Why this matters to this wiki

  • First of two foundational sources for the new strategy concept page — paired with Oberholzer-Gee 2022 (value-stick framework). The two are complementary: Martin gives the integrative-choices/theory-of-winning framing; Oberholzer-Gee gives the value-creation/value-stick framing. The wiki’s strategy concept now has two-source ceiling-quality anchoring without redundancy.
  • Anti-planning thesis as a load-bearing claim. Most of the wiki’s existing strategy-adjacent material (dynamic-capabilities, strategic-foresight, micro-productivity-trap) treats planning vs strategy implicitly. Martin makes the distinction explicit and operational.
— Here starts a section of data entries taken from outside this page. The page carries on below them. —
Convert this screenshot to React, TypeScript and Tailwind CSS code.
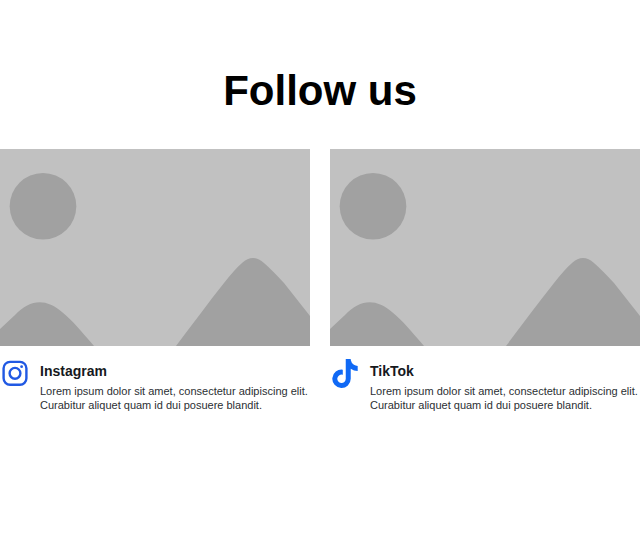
import type { ReactNode } from "react";
import { FaTiktok } from "react-icons/fa6";

function Placeholder({ label }: { label: string }) {
  return (
    <svg viewBox="0 0 310 197" role="img" aria-label={label} className="block w-full bg-[#c1c1c1]">
      <g fill="#a1a1a1">
        <circle cx="43" cy="57.2" r="33.3" />
        <path d="M0 180 L15 166 C30 150 46 149 62 163 C72 171 82 183 94 197 H0Z" />
        <path d="M176 197 C192 176 208 154 224 134 Q235 120 242 114 Q253 104 264 114 Q272 121 284 134 L310 167 V197Z" />
      </g>
    </svg>
  );
}

function InstagramIcon() {
  return (
    <svg viewBox="0 0 30 30" className="size-[30px]" fill="none" stroke="#2159e3" strokeWidth="2.4" aria-hidden="true">
      <rect x="3.6" y="3.9" width="22.8" height="22.8" rx="6.4" />
      <circle cx="15" cy="15.3" r="5.4" />
      <circle cx="21.6" cy="8.7" r="1.4" fill="#2159e3" stroke="none" />
    </svg>
  );
}

function SocialCard({ name, icon }: { name: string; icon: ReactNode }) {
  return (
    <article>
      <Placeholder label={`${name} preview`} />
      <div className="flex gap-[10px] pt-3">
        <div className="flex h-[30px] w-[30px] shrink-0 items-center justify-center">{icon}</div>
        <div className="pt-1">
          <h2 className="text-[14px] leading-[18px] font-bold text-[#16191d]">{name}</h2>
          <p className="pt-1 text-[11px] leading-[14px] text-[#2b2f33]">
            Lorem ipsum dolor sit amet, consectetur adipiscing elit.
            <br />
            Curabitur aliquet quam id dui posuere blandit.
          </p>
        </div>
      </div>
    </article>
  );
}

export default function App() {
  return (
    <main className="min-h-screen bg-white pt-16 font-['Liberation_Sans',Arial,sans-serif]">
      <h1 className="text-center text-[42px] leading-[54px] font-bold text-black">Follow us</h1>
      <section className="grid grid-cols-2 gap-5 pt-[31px]">
        <SocialCard name="Instagram" icon={<InstagramIcon />} />
        <SocialCard name="TikTok" icon={<FaTiktok className="h-[29px] w-[26px] text-[#1069f5]" aria-hidden="true" />} />
      </section>
    </main>
  );
}
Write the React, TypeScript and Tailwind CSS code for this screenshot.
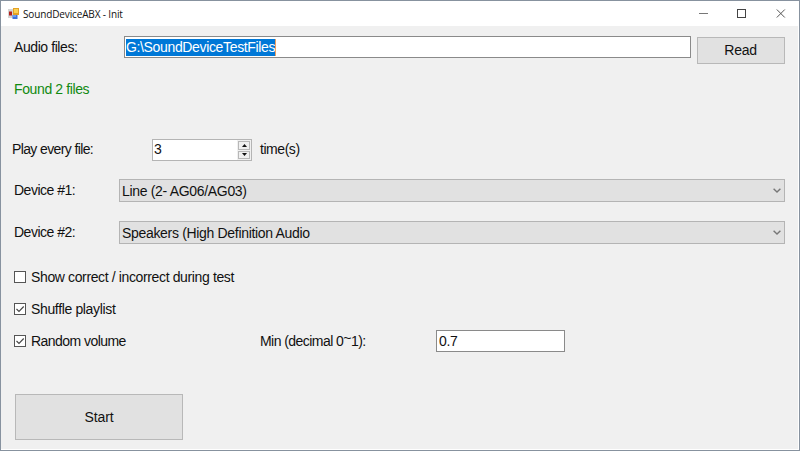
import type { ReactNode } from "react";

function Label({ children, className = "" }: { children: ReactNode; className?: string }) {
  return <span className={`block whitespace-pre leading-4 ${className}`}>{children}</span>;
}

function AppIcon() {
  return (
    <svg width="12" height="12" viewBox="0 0 12 12" className="shrink-0">
      <rect x="0" y="1" width="6" height="9" fill="#d4d4d4" />
      <rect x="1" y="3.5" width="3" height="4" fill="#b3201c" />
      <rect x="5" y="0" width="6" height="7" fill="#e3a126" />
      <rect x="6" y="1" width="4" height="4" fill="#fbd152" />
      <rect x="4.5" y="7" width="5" height="4" fill="#3f74dc" />
      <rect x="5" y="7" width="3" height="2" fill="#6d9df0" />
    </svg>
  );
}

function TitleBar() {
  return (
    <header className="flex h-[25px] shrink-0 items-center bg-white pl-[7px] pr-[13px]">
      <AppIcon />
      <span
        className="ml-[3px] whitespace-pre text-[10px] leading-4 tracking-[-0.14px] text-[#111]"
        style={{ fontFamily: '"Open Sans", sans-serif' }}
      >
        SoundDeviceABX - Init
      </span>
      <div className="ml-auto flex items-center">
        <svg width="9" height="9" className="mr-[29px] block">
          <path d="M0 4.5h9" stroke="#777" fill="none" />
        </svg>
        <svg width="9" height="9" className="mr-[30px] block">
          <rect x="0.5" y="0.5" width="8" height="8" stroke="#444" fill="none" />
        </svg>
        <svg width="10" height="9" className="block">
          <path d="M0.8 0.5l8 8M8.8 0.5l-8 8" stroke="#555" fill="none" />
        </svg>
      </div>
    </header>
  );
}

function Combo({ text }: { text: string }) {
  return (
    <div className="flex h-[23px] w-[666px] items-center justify-between border border-[#b4b4b4] bg-[#e1e1e1] pl-[2px] pr-[3px]">
      <Label className="tracking-[-0.32px]">{text}</Label>
      <svg width="8" height="5" className="block">
        <path d="M0.6 0.7L4 4L7.4 0.7" stroke="#777" strokeWidth="1.4" fill="none" />
      </svg>
    </div>
  );
}

function Check({ label, checked = false, className = "" }: { label: string; checked?: boolean; className?: string }) {
  return (
    <div className="flex items-center gap-[5px]">
      <svg width="12" height="12" className="block">
        <rect x="0.5" y="0.5" width="11" height="11" fill="#fff" stroke="#555" />
        {checked && <path d="M2.5 6L5 8.5L9.7 3.5" stroke="#444" strokeWidth="1.1" fill="none" />}
      </svg>
      <Label className={className}>{label}</Label>
    </div>
  );
}

export default function App() {
  return (
    <div
      className="flex h-[451px] w-[800px] flex-col overflow-hidden border border-[#87929f] bg-white text-[14px] text-[#111]"
      style={{ fontFamily: '"Liberation Sans", Arial, sans-serif' }}
    >
      <TitleBar />
      <main className="mr-px mb-px flex flex-1 flex-col bg-[#f0f0f0]">
        <div className="flex h-[43px] items-start pt-[10px]">
          <Label className="mt-[3px] ml-[13px] w-[110px] tracking-[-0.42px]">Audio files:</Label>
          <div className="flex h-[22px] w-[567px] items-center border border-[#8a8a8a] bg-white pl-px">
            <span className="h-[17px] whitespace-pre border-r border-[#f0a060] bg-[#0078d7] leading-[17px] tracking-[-0.35px] text-white">
              G:\SoundDeviceTestFiles
            </span>
          </div>
          <div className="mt-px ml-[6px] flex h-[27px] w-[88px] items-center justify-center border border-[#b8b8b8] bg-[#e1e1e1]">
            <Label className="mr-px mb-[2px] tracking-[-0.3px]">Read</Label>
          </div>
        </div>
        <div className="flex h-[70px] items-start pt-3 pl-[13px] text-[#108a10]">
          <Label className="tracking-[-0.38px]">Found 2 files</Label>
        </div>
        <div className="flex h-[22px] items-center pl-[11px]">
          <Label className="mb-[2px] w-[140px] tracking-[-0.62px]">Play every file:</Label>
          <div className="flex h-[22px] w-[100px] items-center border border-[#b4b4b4] bg-white">
            <Label className="mb-[2px] flex-1 pl-px">3</Label>
            <div className="flex h-5 w-[14px] flex-col gap-px bg-[#f0f0f0] p-px">
              <div className="flex flex-1 items-center justify-center border border-[#b8b8b8]">
                <svg width="5" height="3" className="block"><path d="M2.5 0L5 3H0Z" fill="#111" /></svg>
              </div>
              <div className="flex flex-1 items-center justify-center border border-[#b8b8b8]">
                <svg width="5" height="3" className="block"><path d="M2.5 3L5 0H0Z" fill="#111" /></svg>
              </div>
            </div>
          </div>
          <Label className="mb-[2px] ml-2 tracking-[-0.45px]">time(s)</Label>
        </div>
        <div className="mt-[18px] flex items-center pl-[13px]">
          <Label className="mb-[2px] w-[105px] tracking-[-0.5px]">Device #1:</Label>
          <Combo text="Line (2- AG06/AG03)" />
        </div>
        <div className="mt-[19px] flex items-center pl-[13px]">
          <Label className="mb-[2px] w-[105px] tracking-[-0.5px]">Device #2:</Label>
          <Combo text="Speakers (High Definition Audio" />
        </div>
        <div className="mt-[25px] flex h-4 pl-[13px]">
          <Check label="Show correct / incorrect during test" className="tracking-[-0.37px]" />
        </div>
        <div className="mt-4 flex h-4 pl-[13px]">
          <Check label="Shuffle playlist" checked className="tracking-[-0.35px]" />
        </div>
        <div className="mt-[13px] flex h-[22px] items-center pl-[13px]">
          <div className="w-[246px]">
            <Check label="Random volume" checked className="tracking-[-0.55px]" />
          </div>
          <Label className="w-[176px] tracking-[-0.55px]">
            Min (decimal 0<span className="relative -top-[3px]">~</span>1):
          </Label>
          <div className="flex h-[22px] w-[129px] items-center border border-[#8a8a8a] bg-white pl-[2px]">
            <Label className="tracking-[-0.3px]">0.7</Label>
          </div>
        </div>
        <div className="mt-[42px] ml-[14px] flex h-[46px] w-[168px] items-center justify-center border border-[#b8b8b8] bg-[#e1e1e1]">
          <Label className="tracking-[-0.1px]">Start</Label>
        </div>
      </main>
    </div>
  );
}
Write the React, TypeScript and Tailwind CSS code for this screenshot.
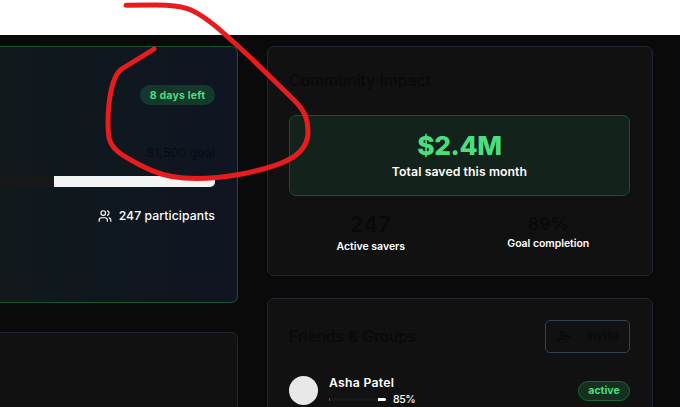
import type { ReactNode } from "react";
import { UserPlus, Users } from "lucide-react";

interface Stat {
  value: string;
  label: string;
  valueClass: string;
  labelClass: string;
}

interface Friend {
  name: string;
  progress: number;
  status: string;
}

const stats: Stat[] = [
  {
    value: "247",
    label: "Active savers",
    valueClass: "text-[21px] leading-[30px] tracking-[0.8px]",
    labelClass: "-mt-px text-[10.5px] leading-4",
  },
  {
    value: "89%",
    label: "Goal completion",
    valueClass: "text-[18px] leading-[28px] tracking-[-0.1px]",
    labelClass: "-mt-px text-[10.5px] leading-[14px] tracking-[-0.05px]",
  },
];

const friends: Friend[] = [{ name: "Asha Patel", progress: 85, status: "active" }];

const Card = ({ children, classname = "" }: { children?: ReactNode; classname?: string }) => {
  return (
    <section className={`shrink-0 rounded-[7px] border border-[#1f2733] bg-[#111111] ${classname}`}>
      {children}
    </section>
  );
};

const Challenge = () => {
  return (
    <section className="flex h-[257px] shrink-0 flex-col items-end rounded-r-[7px] border border-l-0 border-[#14532d] bg-linear-to-r from-[#10191c] to-[#0f1521] pr-[22px] pt-[38px]">
      <span className="flex h-5 w-[75px] items-center justify-center rounded-full bg-[#14382b] pt-px text-[10.5px] font-bold tracking-[0.2px] text-[#4ade80]">
        8 days left
      </span>
      <span className="mt-[39px] text-[12.25px] leading-[18px] tracking-[0.1px] text-[#080b10]">$1,500 goal</span>
      <div className="mt-[14px] flex h-[11px] w-full overflow-hidden rounded-br-[5px] bg-[#f4f4f4]">
        <div className="w-[54px] bg-[#18181b]" />
      </div>
      <div className="mt-5 flex items-center gap-[7px] text-[12.25px] leading-[18px] text-white">
        <Users className="size-[14px]" strokeWidth={2} />
        <span className="font-medium tracking-[0.06px]">247 participants</span>
      </div>
    </section>
  );
};

const Impact = () => {
  return (
    <Card classname="h-[230px] pl-[21px] pr-[22px] pt-[21px]">
      <h2 className="h-[47px] text-[15.75px] font-medium leading-[26px] tracking-[-0.05px] text-[#09090b]">Community Impact</h2>
      <div className="flex h-[81px] flex-col items-center rounded-[7px] border border-[#175130] bg-[#13221a] pt-[14px]">
        <span className="text-[26.25px] font-extrabold leading-[32px] tracking-[-0.3px] text-[#4ade80]">$2.4M</span>
        <span className="mt-px text-[12.25px] font-semibold leading-[18px] tracking-[0.08px] text-white">Total saved this month</span>
      </div>
      <div className="mt-[14px] grid grid-cols-2 gap-[14px] text-center">
        {stats.map((item) => (
          <div key={item.label} className="flex flex-col">
            <span className={`font-bold text-[#09090b] ${item.valueClass}`}>{item.value}</span>
            <span className={`font-semibold text-white ${item.labelClass}`}>{item.label}</span>
          </div>
        ))}
      </div>
    </Card>
  );
};

const Friends = () => {
  return (
    <Card classname="h-[240px] pl-[21px] pr-[22px] pt-[21px]">
      <div className="flex items-center justify-between">
        <h2 className="text-[15.75px] font-medium tracking-[-0.15px] text-[#09090b]">Friends &amp; Groups</h2>
        <button className="flex h-[33px] w-[85px] items-center justify-between rounded-[5px] border border-[#334155] pl-[11px] pr-[10px] text-[12.25px] font-medium tracking-[0.2px] text-[#09090b]">
          <UserPlus className="size-[14px]" />
          Invite
        </button>
      </div>
      {friends.map((friend) => (
        <div key={friend.name} className="mt-[21px] flex items-center">
          <div className="size-[29px] rounded-full bg-[#e8e8e8]" />
          <div className="ml-[11px] flex-1">
            <p className="text-[12.25px] font-semibold leading-[18px] tracking-[0.25px] text-white">{friend.name}</p>
            <div className="flex items-center gap-[7px]">
              <div className="flex h-[3px] w-[57px] overflow-hidden rounded-r-full border-l border-[#555555] bg-white">
                <div className="bg-[#18181b]" style={{ width: `${friend.progress}%` }} />
              </div>
              <span className="pt-px text-[10.5px] font-medium leading-[14px] tracking-[-0.4px] text-white">{friend.progress}%</span>
            </div>
          </div>
          <span className="flex h-5 w-[52px] items-center justify-center rounded-full border border-[#166534] bg-[#15301f] pt-px text-[10.5px] font-bold text-[#4ade80]">
            {friend.status}
          </span>
        </div>
      ))}
    </Card>
  );
};

const App = () => {
  return (
    <div className="relative flex h-[407px] w-[680px] flex-col overflow-hidden bg-white font-['Inter','Liberation_Sans',sans-serif]">
      <header className="h-[35px] shrink-0" />
      <main className="flex min-h-0 flex-1 gap-[29px] overflow-hidden bg-[#0a0a0a] pt-[11px]">
        <div className="flex w-[238px] shrink-0 flex-col gap-[29px]">
          <Challenge />
          <Card classname="h-[120px] rounded-l-none border-l-0" />
        </div>
        <div className="flex w-[386px] shrink-0 flex-col gap-[22px]">
          <Impact />
          <Friends />
        </div>
      </main>

      {/* pen mark */}
      <svg className="pointer-events-none absolute inset-0" width="680" height="407" fill="none">
        <path
          d="M126 5.2 L155 5 C172 5 182 6 191 10 C209 18 229 38 252 59 L294 100 C306 112 308 120 308 134 C307 146 300 154 288 160 C277 166 257 171 239 174.500 C219 178 198 179 184 178 C166 177 153 172 140 165 C123 156 109 149 108.500 134 C107 117 109 91 115 78 C118 71 121 69 125 67 L154 49"
          stroke="#e81c1c"
          strokeWidth="5"
          strokeLinecap="round"
          strokeLinejoin="round"
        />
      </svg>
    </div>
  );
};

export default App;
  • The “strategy is a journey, tweak as you go” claim echoes Sterman’s feedback-loop systems-thinking framing — strategy is a continuously-updated theory, not a one-shot plan. The two sources support each other from different vocabularies (strategy literature vs system dynamics).
  • Cross-domain role-relevance: ceo, cso, coo, strategy-consultant, transformation-lead, rd-director, innovation-lab-lead — strategy is non-specialist; the Southwest example is read into every operating function. No W&W dynamic_capabilities: tags (upstream methodology, not digital-transformation specific).